DS: If you embark on a program where you do too much too soon, your muscles will adapt fairly quickly. For example, when you start a running program, you start off with that pounding or eccentric load on your muscles when you hit the ground. That huge shock absorption goes from your foot to your ankle, lower leg and knee, and transfers all the way up to your hip and lower back. Your muscles learn to adapt to the blow. But the problem with developing endurance overnight is that the connective tissue — your tendons and your ligaments — adapt much more slowly. So to truly build up your endurance, it usually takes a minimum of 12 weeks. From the muscular-skeletal standpoint, it takes about 12 weeks for you to handle a repetitive load.
DD: Don’t you see and feel the results of endurance training prior to 12 weeks?
DS: People can start building up endurance after three weeks. A sedentary person will start seeing muscular changes in three weeks and huge blood changes in six weeks. These changes tell athletes or an athletes-to-be that their "aerobic plumbing" is becoming that of an endurance athlete.
DD: With the daily grind and stress of a lawyer’s life, do you think having endurance is something that can help lawyers handle stress?
DS: Absolutely! There are numerous studies looking at that. Endurance activities mean roughly 20 minutes of continual exercise at a pace where your breathing rate actually goes up. It is not just like a light hike. You have to rev up your system, whether it is with rowing, swimming, cycling or something else. Whatever the aerobic activity is, you have to get your heart rate up. You will get a release of endorphins that will help your brain function and handle stress. Endurance performance gives an endorphin-like effect that causes a huge mood swing. It allows you to have better clarity of your problems, better clarity and judgment of the situation you are in, and, ultimately, a greater ability to override stress. That is a huge, huge, huge plus!
DD: Does it matter where the motivation for endurance activities comes from?
DS: If your motivation is defined by someone else who says, "You need to do this because you’re going to feel better," you might dig in your heels and say: "I don’t need this. I feel good about myself, don’t bother me." If people are motivated purely within themselves, it will drive them. Typically, it can be a very simple reason, like, "I just want to feel better." Most people have heard somewhere that if you exercise you are going to feel better. But you have to define what the "feel better" part means. It comes back to: "What do I really need?"

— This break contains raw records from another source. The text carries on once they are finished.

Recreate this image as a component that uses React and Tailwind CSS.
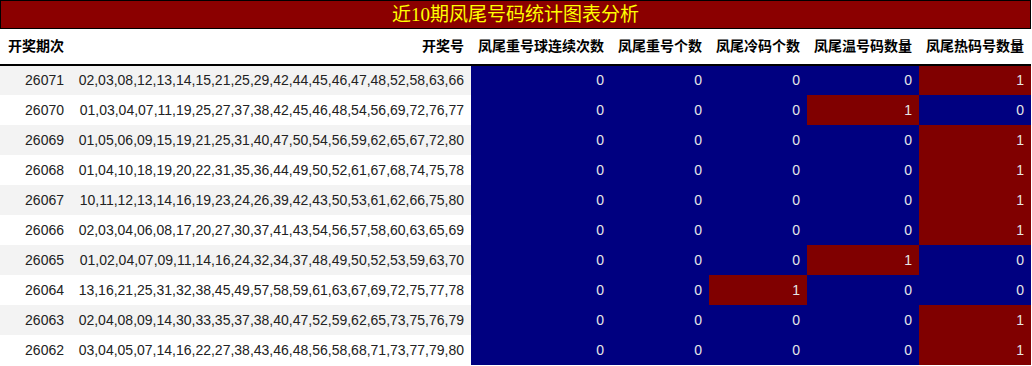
const ROWS = [
  ['26071', '02,03,08,12,13,14,15,21,25,29,42,44,45,46,47,48,52,58,63,66', [0, 0, 0, 0, 1]],
  ['26070', '01,03,04,07,11,19,25,27,37,38,42,45,46,48,54,56,69,72,76,77', [0, 0, 0, 1, 0]],
  ['26069', '01,05,06,09,15,19,21,25,31,40,47,50,54,56,59,62,65,67,72,80', [0, 0, 0, 0, 1]],
  ['26068', '01,04,10,18,19,20,22,31,35,36,44,49,50,52,61,67,68,74,75,78', [0, 0, 0, 0, 1]],
  ['26067', '10,11,12,13,14,16,19,23,24,26,39,42,43,50,53,61,62,66,75,80', [0, 0, 0, 0, 1]],
  ['26066', '02,03,04,06,08,17,20,27,30,37,41,43,54,56,57,58,60,63,65,69', [0, 0, 0, 0, 1]],
  ['26065', '01,02,04,07,09,11,14,16,24,32,34,37,48,49,50,52,53,59,63,70', [0, 0, 0, 1, 0]],
  ['26064', '13,16,21,25,31,32,38,45,49,57,58,59,61,63,67,69,72,75,77,78', [0, 0, 1, 0, 0]],
  ['26063', '02,04,08,09,14,30,33,35,37,38,40,47,52,59,62,65,73,75,76,79', [0, 0, 0, 0, 1]],
  ['26062', '03,04,05,07,14,16,22,27,38,43,46,48,56,58,68,71,73,77,79,80', [0, 0, 0, 0, 1]],
]

const STAT_COLS = [
  { label: '凤尾重号球连续次数', w: 'w-[140px]' },
  { label: '凤尾重号个数', w: 'w-[98px]' },
  { label: '凤尾冷码个数', w: 'w-[98px]' },
  { label: '凤尾温号码数量', w: 'w-[112px]' },
  { label: '凤尾热码号数量', w: 'w-[112px]' },
]

export default function App() {
  return (
    <div className="w-[1031px] bg-white font-['Liberation_Sans','Noto_Sans_CJK_SC',sans-serif] text-[14px]">
      {/* title */}
      <div className="h-[29px] border border-black bg-[#8b0000] flex items-center justify-center">
        <span className="text-[19px] leading-none text-[#ffff00] font-['Liberation_Serif','Noto_Sans_CJK_SC',serif]">
          近10期凤尾号码统计图表分析
        </span>
      </div>

      <table className="table-fixed border-collapse w-[1031px]">
        <thead>
          <tr className="h-[36px] border-b-2 border-black">
            <th className="w-[71px] pl-[8px] pr-0 text-left font-bold text-black whitespace-nowrap">开奖期次</th>
            <th className="w-[400px] px-[7px] text-right font-bold text-black whitespace-nowrap">开奖号</th>
            {STAT_COLS.map(c => (
              <th key={c.label} className={`${c.w} px-[7px] text-right font-bold text-black whitespace-nowrap`}>
                {c.label}
              </th>
            ))}
          </tr>
        </thead>
        <tbody>
          {ROWS.map(([issue, nums, stats], i) => (
            <tr key={issue} className={i % 2 === 0 ? 'h-[30px] bg-[#f3f3f3]' : 'h-[30px] bg-white'}>
              <td className="px-[7px] text-right text-[#222]">{issue}</td>
              <td className="px-[7px] text-right text-[#222] whitespace-nowrap">{nums}</td>
              {stats.map((v, j) => (
                <td
                  key={j}
                  className={v === 1
                    ? 'px-[7px] text-right text-[#e6e6e6] bg-[#800000]'
                    : 'px-[7px] text-right text-[#e6e6e6] bg-[#000080]'}
                >
                  {v}
                </td>
              ))}
            </tr>
          ))}
        </tbody>
      </table>
    </div>
  )
}
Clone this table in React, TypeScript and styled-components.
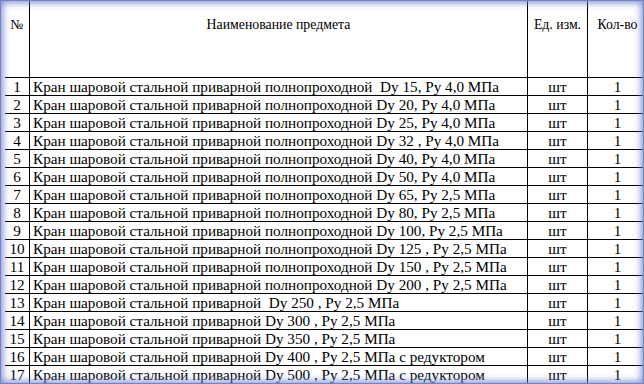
import React from "react";
import styled, { createGlobalStyle } from "styled-components";

const Global = createGlobalStyle`
  html, body { margin: 0; padding: 0; background: #fff; }
  #root { width: 644px; height: 384px; }
`;

const Frame = styled.div`
  position: relative;
  width: 644px;
  height: 384px;
  overflow: hidden;
  background: #fff;
  font-family: "Liberation Serif", "Times New Roman", serif;
  color: #000;
  &::after {
    content: "";
    position: absolute;
    inset: 0;
    pointer-events: none;
    box-shadow: inset 0 0 0 1px #7283c6, inset 0 0 7px 3px rgba(112, 130, 206, 0.85);
  }
`;

const Table = styled.div`
  display: flex;
  flex-direction: column;
  padding-left: 5px;
`;

const Row = styled.div<{ $head?: boolean }>`
  display: grid;
  grid-template-columns: 25px 498px 60px 60px;
  height: ${(p) => (p.$head ? 78 : 18)}px;
  box-sizing: border-box;
  border-bottom: 1px solid #000;
`;

const Cell = styled.div<{ $align?: "left" | "center"; $head?: boolean }>`
  box-sizing: border-box;
  border-right: 1px solid #000;
  display: flex;
  align-items: ${(p) => (p.$head ? "flex-start" : "center")};
  justify-content: ${(p) => (p.$align === "left" ? "flex-start" : "center")};
  padding: ${(p) => (p.$head ? "17px 0 0" : p.$align === "left" ? "0 0 0 3px" : "0")};
  font-size: ${(p) => (p.$head ? "13.8px" : "15.2px")};
  line-height: ${(p) => (p.$head ? "15px" : "17px")};
  white-space: pre;
  overflow: hidden;
`;

const base = "Кран шаровой стальной приварной полнопроходной";
const base2 = "Кран шаровой стальной приварной";

const items: string[] = [
  `${base}  Dy 15, Py 4,0 МПа`,
  `${base} Dy 20, Py 4,0 МПа`,
  `${base} Dy 25, Py 4,0 МПа`,
  `${base} Dy 32 , Py 4,0 МПа`,
  `${base} Dy 40, Py 4,0 МПа`,
  `${base} Dy 50, Py 4,0 МПа`,
  `${base} Dy 65, Py 2,5 МПа`,
  `${base} Dy 80, Py 2,5 МПа`,
  `${base} Dy 100, Py 2,5 МПа`,
  `${base} Dy 125 , Py 2,5 МПа`,
  `${base} Dy 150 , Py 2,5 МПа`,
  `${base} Dy 200 , Py 2,5 МПа`,
  `${base2}  Dy 250 , Py 2,5 МПа`,
  `${base2} Dy 300 , Py 2,5 МПа`,
  `${base2} Dy 350 , Py 2,5 МПа`,
  `${base2} Dy 400 , Py 2,5 МПа с редуктором`,
  `${base2} Dy 500 , Py 2,5 МПа с редуктором`,
];

export default function App() {
  return (
    <>
      <Global />
      <Frame>
        <Table>
          <Row $head>
            <Cell $head>№</Cell>
            <Cell $head>Наименование предмета</Cell>
            <Cell $head>Ед. изм.</Cell>
            <Cell $head>Кол-во</Cell>
          </Row>
          {items.map((name, i) => (
            <Row key={i}>
              <Cell>{i + 1}</Cell>
              <Cell $align="left">{name}</Cell>
              <Cell>шт</Cell>
              <Cell>1</Cell>
            </Row>
          ))}
        </Table>
      </Frame>
    </>
  );
}
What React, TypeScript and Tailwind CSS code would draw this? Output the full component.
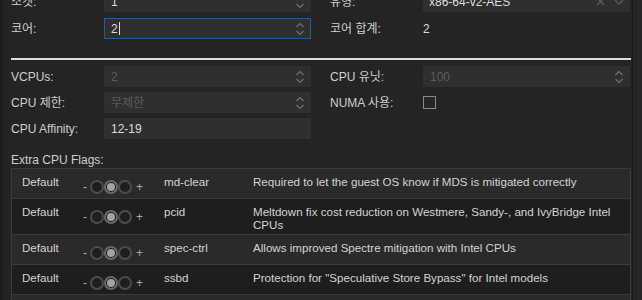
import React from "react";

const font = "font-['Liberation_Sans','Noto_Sans_CJK_KR',sans-serif]";

const flags = [
  { name: "md-clear", desc: "Required to let the guest OS know if MDS is mitigated correctly" },
  { name: "pcid", desc: "Meltdown fix cost reduction on Westmere, Sandy-, and IvyBridge Intel CPUs" },
  { name: "spec-ctrl", desc: "Allows improved Spectre mitigation with Intel CPUs" },
  { name: "ssbd", desc: "Protection for \"Speculative Store Bypass\" for Intel models" },
  { name: "", desc: "" },
];

const Spinner = () => (
  <svg width="10" height="16" viewBox="0 0 10 16" fill="none" stroke="#6f6f6f" strokeWidth="1.2">
    <path d="M1.5 6 L5 2.5 L8.5 6" />
    <path d="M1.5 10 L5 13.5 L8.5 10" />
  </svg>
);

const Field = ({
  label,
  children,
}: {
  label: string;
  children: React.ReactNode;
}) => (
  <div className="flex items-center">
    <div className="w-[93px] shrink-0 text-[12px] text-[#cfcfcf]">{label}</div>
    <div className="w-[207px]">{children}</div>
  </div>
);

const NumberInput = ({
  value,
  disabled,
  focused,
  spinner = true,
}: {
  value: string;
  disabled?: boolean;
  focused?: boolean;
  spinner?: boolean;
}) => (
  <div
    className={`flex h-[21px] items-center justify-between bg-[#2f2f2f] pl-[6px] pr-[5px] text-[12px] ${
      focused ? "border border-[#2a5a95]" : "border border-transparent"
    } ${disabled ? "text-[#5c5c5c]" : "text-[#dcdcdc]"}`}
  >
    <span className="flex items-center">
      {value}
      {focused && <span className="ml-[1px] inline-block h-[13px] w-px bg-[#e0e0e0]" />}
    </span>
    {spinner && <Spinner />}
  </div>
);

const Toggle = () => (
  <div className="flex items-center text-[12px] text-[#a8a8a8]">
    <span className="mr-[3px]">-</span>
    <span className="h-[14px] w-[14px] rounded-full border-2 border-[#4c4c4c] bg-[#1e1e1e]" />
    <span className="flex h-[14px] w-[14px] items-center justify-center rounded-full border-2 border-[#6a6a6a] bg-[#1e1e1e]">
      <span className="h-[8px] w-[8px] rounded-full bg-[#a3a3a3]" />
    </span>
    <span className="h-[14px] w-[14px] rounded-full border-2 border-[#4c4c4c] bg-[#1e1e1e]" />
    <span className="ml-[4px]">+</span>
  </div>
);

export default function App() {
  return (
    <div className={`flex h-[300px] w-[642px] overflow-hidden bg-[#242424] ${font}`}>
      <div className="h-full w-[633px] shrink-0 border-l-[3px] border-r border-l-[#1c1c1c] border-r-[#1a1a1a] pl-[8px] pr-[1px]">
        <div className="-mt-[9px] grid grid-cols-[300px_300px] gap-x-[19px] gap-y-[6px]">
          <Field label="소켓:">
            <NumberInput value="1" />
          </Field>
          <Field label="유형:">
            <div className="flex h-[21px] items-center justify-between bg-[#2f2f2f] pl-[6px] pr-[6px] text-[12px] text-[#dcdcdc]">
              <span>x86-64-v2-AES</span>
              <span className="flex items-center gap-[9px] text-[#5e5e5e]">
                <svg width="9" height="9" viewBox="0 0 9 9" stroke="#5e5e5e" strokeWidth="1.2">
                  <path d="M1 1 L8 8 M8 1 L1 8" />
                </svg>
                <svg width="10" height="6" viewBox="0 0 10 6" fill="none" stroke="#5e5e5e" strokeWidth="1.2">
                  <path d="M1 1 L5 5 L9 1" />
                </svg>
              </span>
            </div>
          </Field>
          <Field label="코어:">
            <NumberInput value="2" focused />
          </Field>
          <Field label="코어 합계:">
            <div className="flex h-[21px] items-center text-[12px] text-[#dcdcdc]">2</div>
          </Field>
        </div>

        <div className="mt-[19px] h-[2px] w-[620px] bg-[#dcdcdc]" />

        <div className="mt-[6px] grid grid-cols-[300px_300px] gap-x-[19px] gap-y-[5px]">
          <Field label="VCPUs:">
            <NumberInput value="2" disabled />
          </Field>
          <Field label="CPU 유닛:">
            <NumberInput value="100" disabled />
          </Field>
          <Field label="CPU 제한:">
            <NumberInput value="무제한" disabled />
          </Field>
          <Field label="NUMA 사용:">
            <div className="flex h-[21px] items-center">
              <span className="h-[13px] w-[13px] border border-[#8a8a8a] bg-[#262626]" />
            </div>
          </Field>
          <Field label="CPU Affinity:">
            <NumberInput value="12-19" spinner={false} />
          </Field>
        </div>

        <div className="mt-[14px] text-[12px] leading-[14px] text-[#cfcfcf]">Extra CPU Flags:</div>

        <div className="mt-[1px] w-[620px] border-l border-r border-t border-[#3b3b3b]">
          {flags.map((f, i) => (
            <div
              key={i}
              className={`grid grid-cols-[61px_81px_89px_1fr] border-b border-[#3b3b3b] pl-[10px] pr-[6px] text-[11.6px] leading-[13px] text-[#d4d4d4] ${
                i % 2 === 0 ? "bg-[#2a2a2a]" : "bg-[#1e1e1e]"
              }`}
            >
              <div className="pt-[6px]">{f.name ? "Default" : ""}</div>
              <div className="pb-[4px] pt-[11px]">{f.name ? <Toggle /> : <div className="h-[14px]" />}</div>
              <div className="pt-[6px]">{f.name}</div>
              <div className="pb-[3px] pt-[6px]">{f.desc}</div>
            </div>
          ))}
        </div>
      </div>
      <div className="h-full flex-1 bg-[#262626]" />
    </div>
  );
}
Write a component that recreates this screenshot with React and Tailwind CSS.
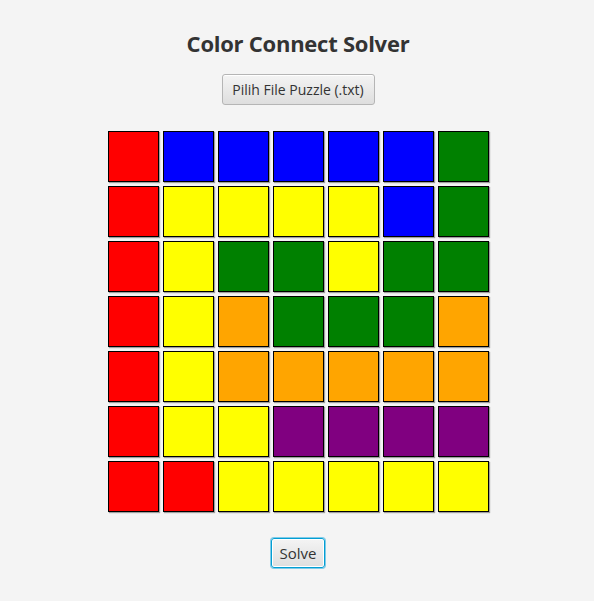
import React from 'react';

const COLORS = {
  R: 'bg-[#ff0000]',
  B: 'bg-[#0000ff]',
  G: 'bg-[#008000]',
  Y: 'bg-[#ffff00]',
  O: 'bg-[#ffa500]',
  P: 'bg-[#800080]',
};

const PUZZLE = [
  'RBBBBBG',
  'RYYYYBG',
  'RYGGYGG',
  'RYOGGGO',
  'RYOOOOO',
  'RYYPPPP',
  'RRYYYYY',
];

function Cell({ c }) {
  return (
    <div
      className={`w-[51px] h-[51px] border border-black shadow-[1px_1px_1px_rgba(0,0,0,0.35)] ${COLORS[c]}`}
    />
  );
}

export default function App() {
  return (
    <div
      className="min-h-[601px] bg-[#f4f4f4] flex flex-col items-center pt-[28px] pl-[2px] text-[#333333]"
      style={{ fontFamily: '"Open Sans", "Noto Sans", sans-serif' }}
    >
      {/* Title */}
      <h1 className="text-[22px] leading-[30px] font-bold tracking-[-0.25px]">Color Connect Solver</h1>

      {/* File picker */}
      <button className="mt-[16px] h-[31px] w-[153px] rounded-[3px] border border-[#b5b5b5] bg-gradient-to-b from-[#f4f4f4] to-[#dedede] text-[14px] text-[#333333] shadow-[inset_0_1px_0_#ffffff]">
        Pilih File Puzzle (.txt)
      </button>

      {/* Board */}
      <div className="mt-[26px] grid grid-cols-7 gap-[4px]">
        {PUZZLE.map((row, r) =>
          row.split('').map((c, i) => <Cell key={`${r}-${i}`} c={c} />)
        )}
      </div>

      {/* Solve */}
      <button className="mt-[26px] h-[30px] w-[54px] rounded-[3px] border border-[#039ed3] bg-gradient-to-b from-[#f4f4f4] to-[#dedede] text-[15px] text-[#333333] shadow-[0_0_0_1px_#7fcbe8,inset_0_0_0_1px_#ffffff]">
        Solve
      </button>
    </div>
  );
}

Ideally, you need to be active five days a week, at least 30 minutes a day. That should be the minimum goal. For lawyers who have very busy schedules, it means defining activity as a high priority and determining when exercise is going to fit into their routines, if it is not already there. It’s easy to say, "I know that I need 30 minutes to exercise," but then clients, paperwork, litigation and family matters pile up, and exercise is no longer a priority. That is a big mistake. Exercise doesn’t have to override the elements of family, work and so on, but it has to be slotted on a regular basis. If you do it at the same time each day, it can become part of your routine.
DD: Do you believe that lawyers need endurance qualities?
DS: I will give you a real example. I went through a divorce about a year ago. I remember talking to my attorney and I asked her how long it would take to meet with the arbitrator. It was really ironic. She said it could be a "long day," but I didn’t know what that really meant. Previously, I’d asked her if she was keeping up her exercise and she said, "Oh yes, I have to, to do this." The arbitration turned out to be a 13-hour day. At the end, when we were both delirious, I said: "Why, that took a phenomenal amount of mental clarity and endurance. I think we are fortunate that we were actually exercising before when we went into this day." She said: "Yeah! Hallelujah!"
DD: In closing, as a six-time Ironman champion, what is your favorite law and why?
DS: Good question. I am very familiar with lawyers, having worked with them for contracts and through my divorce. I know that side of it pretty well, but I will talk about the exercise side. I don’t know if I would define it as a law, but I always tell people a few things. If you are beginning a program, be consistent with it, be tenacious with it, and never give up, because ultimately you will feel much healthier for doing it. I tell people this rule or "soft law": people — even world-class athletes — should exercise to be healthy. Not to go faster in this race, but to be healthy.
Author’s Note: As with all exercise plans, consult your doctor first.